Too often, doctors send you off after surgery or an injury and instruct you to strengthen a particular group of muscles. If it is a knee, they will say strengthen the quads, or a low back injury will call for strengthening the core. This all sounds great, but what does that really mean? What type of exercises, how much weight, velocity, sets, reps etc. etc. Sometimes, the doctor will just say that it is safe to resume activity. Again, where do you start? The first question must be this: Why did this injury happen? If it was a direct injury, such as an object or a person applied force and caused damage, the answer is easy. However, most injuries come from non-contact activities. Some happen right away, some are progressive. Most injuries like these occur because of another joint or joints having a mobility and/or strength issue. For example, an ankle that doesn’t move well can lead to knee pain due to compensation and excessive forces in the knee that it was not built to handle. Many people will only look at the knee to try and solve the problem. The solution may very well be to improve ankle mobility, not strengthening the quads. The hip could also be a culprit as well. The point is, do not focus solely on the area of pain for the solution. Movement imbalances and asymmetries must be addressed for rehab and prevention. If the problem isn’t fixed but the symptoms subside, the risk of re-injury upon returning to normal activity is high. The following is a program developed for a client with an umbilical hernia (surgery performed) and a lumbar spine herniated disc causing pain in the leg. The doctor said to resume activity and strengthen the core. He is a golfer, skier, and overall very active outside of work. I am not a doctor or therapist, my role comes after. Explanations are provided, because if you cannot explain why you are doing an exercise, you shouldn’t be doing it. This isn’t meant to be a generic program anyone should follow, I am just putting it up to get you thinking differently about injury prevention and rehab and perhaps cause you to ask your healthcare professional questions (if they cannot answer, seek the right help).

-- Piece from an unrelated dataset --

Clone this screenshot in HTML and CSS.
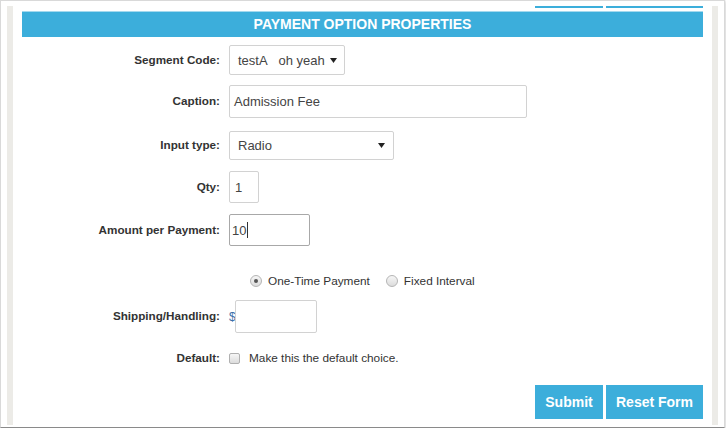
FILE: index.html
```html
<!DOCTYPE html>
<html>
<head>
<meta charset="utf-8">
<link rel="stylesheet" href="styles.css">
</head>
<body>
<div class="window">
  <div class="strip"></div>
  <div class="main">
    <div class="tabs"><span class="tab tab-a"></span><span class="tab tab-b"></span></div>
    <div class="header">PAYMENT OPTION PROPERTIES</div>
    <div class="form">
      <div class="row r-seg">
        <div class="label">Segment Code:</div>
        <div class="ctrl"><div class="select sel-seg"><span>testA&nbsp;&nbsp;&nbsp;oh yeah</span><svg class="arrow" width="7" height="5" viewBox="0 0 7 5"><path d="M0 0H7L3.5 5Z" fill="#222"/></svg></div></div>
      </div>
      <div class="row r-cap">
        <div class="label">Caption:</div>
        <div class="ctrl"><div class="field f-cap">Admission Fee</div></div>
      </div>
      <div class="row r-type">
        <div class="label">Input type:</div>
        <div class="ctrl"><div class="select sel-type"><span>Radio</span><svg class="arrow" width="7" height="5" viewBox="0 0 7 5"><path d="M0 0H7L3.5 5Z" fill="#222"/></svg></div></div>
      </div>
      <div class="row r-qty">
        <div class="label">Qty:</div>
        <div class="ctrl"><div class="field f-qty">1</div></div>
      </div>
      <div class="row r-amt">
        <div class="label">Amount per Payment:</div>
        <div class="ctrl"><div class="field f-amt focus">10<span class="caret"></span></div></div>
      </div>
      <div class="row r-radio">
        <div class="label"></div>
        <div class="ctrl radios">
          <span class="opt"><span class="radio checked"></span>One-Time Payment</span>
          <span class="opt"><span class="radio"></span>Fixed Interval</span>
        </div>
      </div>
      <div class="row r-ship">
        <div class="label">Shipping/Handling:</div>
        <div class="ctrl"><span class="dollar">$</span><div class="field f-ship"></div></div>
      </div>
      <div class="row r-def">
        <div class="label">Default:</div>
        <div class="ctrl"><span class="check"></span><span class="check-text">Make this the default choice.</span></div>
      </div>
      <div class="buttons">
        <button class="btn btn-submit">Submit</button>
        <button class="btn btn-reset">Reset Form</button>
      </div>
    </div>
  </div>
  <div class="strip"></div>
</div>
</body>
</html>
```
FILE: styles.css
```css
html, body {
  margin: 0;
  padding: 0;
  background: #ffffff;
}
body {
  font-family: "Liberation Sans", Arial, sans-serif;
  color: #333;
}
.window {
  box-sizing: border-box;
  width: 725px;
  height: 428px;
  border: 1px solid #d9d9d9;
  border-bottom: 1px solid #8a8a8a;
  box-shadow: 0 1px 3px rgba(0,0,0,0.3);
  background: #fff;
  display: flex;
  padding: 5px 6px 2px 6px;
}
.strip {
  width: 6px;
  background: #ecebe7;
  flex: none;
}
.main {
  flex: 1;
  padding: 0 9px;
  display: flex;
  flex-direction: column;
}
.tabs {
  display: flex;
  justify-content: flex-end;
  gap: 3px;
  height: 2px;
}
.tab {
  display: block;
  height: 2px;
  background: #3caedb;
}
.tab-a { width: 68px; }
.tab-b { width: 97px; }
.header {
  margin-top: 3px;
  border-top: 1px solid #a4d9ee;
  height: 25px;
  line-height: 25px;
  background: #3caedb;
  color: #fff;
  font-weight: bold;
  font-size: 14px;
  text-align: center;
}
.form {
  display: flex;
  flex-direction: column;
}
.row {
  display: grid;
  grid-template-columns: 198px 1fr;
  column-gap: 9px;
  align-items: center;
}
.label {
  text-align: right;
  font-weight: bold;
  font-size: 11.7px;
  color: #333;
  white-space: nowrap;
  margin-top: -2px;
}
.ctrl {
  display: flex;
  align-items: center;
}
.field, .select {
  box-sizing: border-box;
  border: 1px solid #d2d2d2;
  border-radius: 2px;
  font-size: 13px;
  color: #444;
  display: flex;
  align-items: center;
  background: #fff;
  white-space: nowrap;
}
.field { padding-left: 4px; }
.select {
  padding: 0 7px 0 8px;
  justify-content: space-between;
}
.arrow { flex: none; }
.r-seg { margin-top: 8px; }
.sel-seg { width: 116px; height: 30px; }
.r-cap { margin-top: 10px; }
.f-cap { width: 298px; height: 33px; }
.r-type { margin-top: 13px; }
.sel-type { width: 165px; height: 29px; padding-right: 8px; }
.r-qty { margin-top: 11px; }
.f-qty { width: 30px; height: 32px; padding-left: 5px; }
.r-amt { margin-top: 11px; }
.f-amt { width: 81px; height: 32px; padding-left: 2px; }
.focus { border-color: #a8a8a8; }
.caret {
  display: inline-block;
  width: 1px;
  height: 16px;
  background: #333;
  margin-left: 1px;
}
.r-radio { margin-top: 26px; height: 18px; }
.radios {
  padding-left: 21px;
  font-size: 11.8px;
  color: #333;
  gap: 16px;
}
.opt {
  display: inline-flex;
  align-items: center;
}
.radio {
  box-sizing: border-box;
  width: 12px;
  height: 12px;
  border-radius: 50%;
  border: 1px solid #b5b5b5;
  background: linear-gradient(#f6f6f6, #dcdcdc);
  margin-right: 6px;
  display: inline-flex;
  align-items: center;
  justify-content: center;
}
.radio.checked::after {
  content: "";
  width: 4px;
  height: 4px;
  border-radius: 50%;
  background: #555;
}
.r-ship { margin-top: 10px; }
.dollar {
  font-size: 12px;
  color: #3a6ea8;
  width: 6px;
}
.f-ship { width: 82px; height: 33px; }
.r-def { margin-top: 17px; height: 16px; }
.check {
  box-sizing: border-box;
  width: 11px;
  height: 11px;
  border: 1px solid #b0b0b0;
  border-radius: 2px;
  background: linear-gradient(#f6f6f6, #dcdcdc);
  margin-right: 9px;
}
.check-text {
  font-size: 11.8px;
  color: #333;
}
.buttons {
  margin-top: 19px;
  display: flex;
  justify-content: flex-end;
  gap: 3px;
}
.btn {
  border: none;
  background: #3caedb;
  color: #fff;
  font-family: "Liberation Sans", Arial, sans-serif;
  font-weight: bold;
  font-size: 14px;
  height: 34px;
  padding: 0;
}
.btn-submit { width: 68px; }
.btn-reset { width: 97px; }
```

These exercises are never a bad idea, and can serve as warmups, active rest between sets, or on off days where you just want to do light exercising.
Phase 1 (1 month post-surgery, has been doing light cardio) -designed to get moving in sagittal plane (front/back), and lightly stabilize rotation & lateral movement -not aggravate injury, gently work muscles, develop a base -get hips moving correctly, develop mobility and strength. It is my suspicion that hip dysfunction has leg to these injuries.
lower body foam rolling-decrease areas of density (trigger points), help keep the muscles ready for optimal function. hams/quads/calves, 5-10 strokes, rotate leg in, 5-10 leg out, glutes w legs crossed
stretch: short muscles in the leg and hip can lead to movement dysfunction and compensation. Hold each stretch 1min
hamstring-turn from hips, not lower back!
glute-No lower back movement, from hip only lean slightly forward
psoas (boyle)-perfect posture, aligned 45 deg to box
-hip extension on all fours (McGill Birddog, beginner)- 2 sets of 15, do not use lumbar spine, all glute. “Remembering” how to activate the glute is the key to getting the hips to do their job: move 2 sets 15
-T Spine mobility-no lumbar spine involvement. Thoracic spine was meant to move, in most people this function has been reduced. 25 each side
Ankle mobility-keeps the joint itself ready to take on motion and not transfer unwanted motion upward. Do not let the heels rise up! start close to a wall and progressively move away as mobility increases 2 sets 15/side
-Cook hip lift-keep that tennis ball secure below last rib. More hip extension aimed to get the glute muscles firing. 2 sets of 15
-hip flexion band (very light band). Works the deep hip flexors often neglected and weak past 90 degrees of flexion. 2 sets 15
-pushups on incline (or wall)- gentle progression toward pushup 2 sets 15
-resistance band rows (one foot if pain free)-work the back muscles plus the stabilizer muscles that stop rotation 2 sets 15
-split squat-a progression toward lunges 2 sets 15
-X band walks-great for hip abduction (away) at least 30 steps/side. I display what not to do when I raise my hip.
-adductor leg squeezes (on side, squeezing airex pad or small foam ball)-great for hip adduction (towards) 2 sets 15
In this order, we foam roll, we stretch, and go through the exercises. These exercises and mobility drills will be the warmup once the client progresses through them for 2 weeks or so.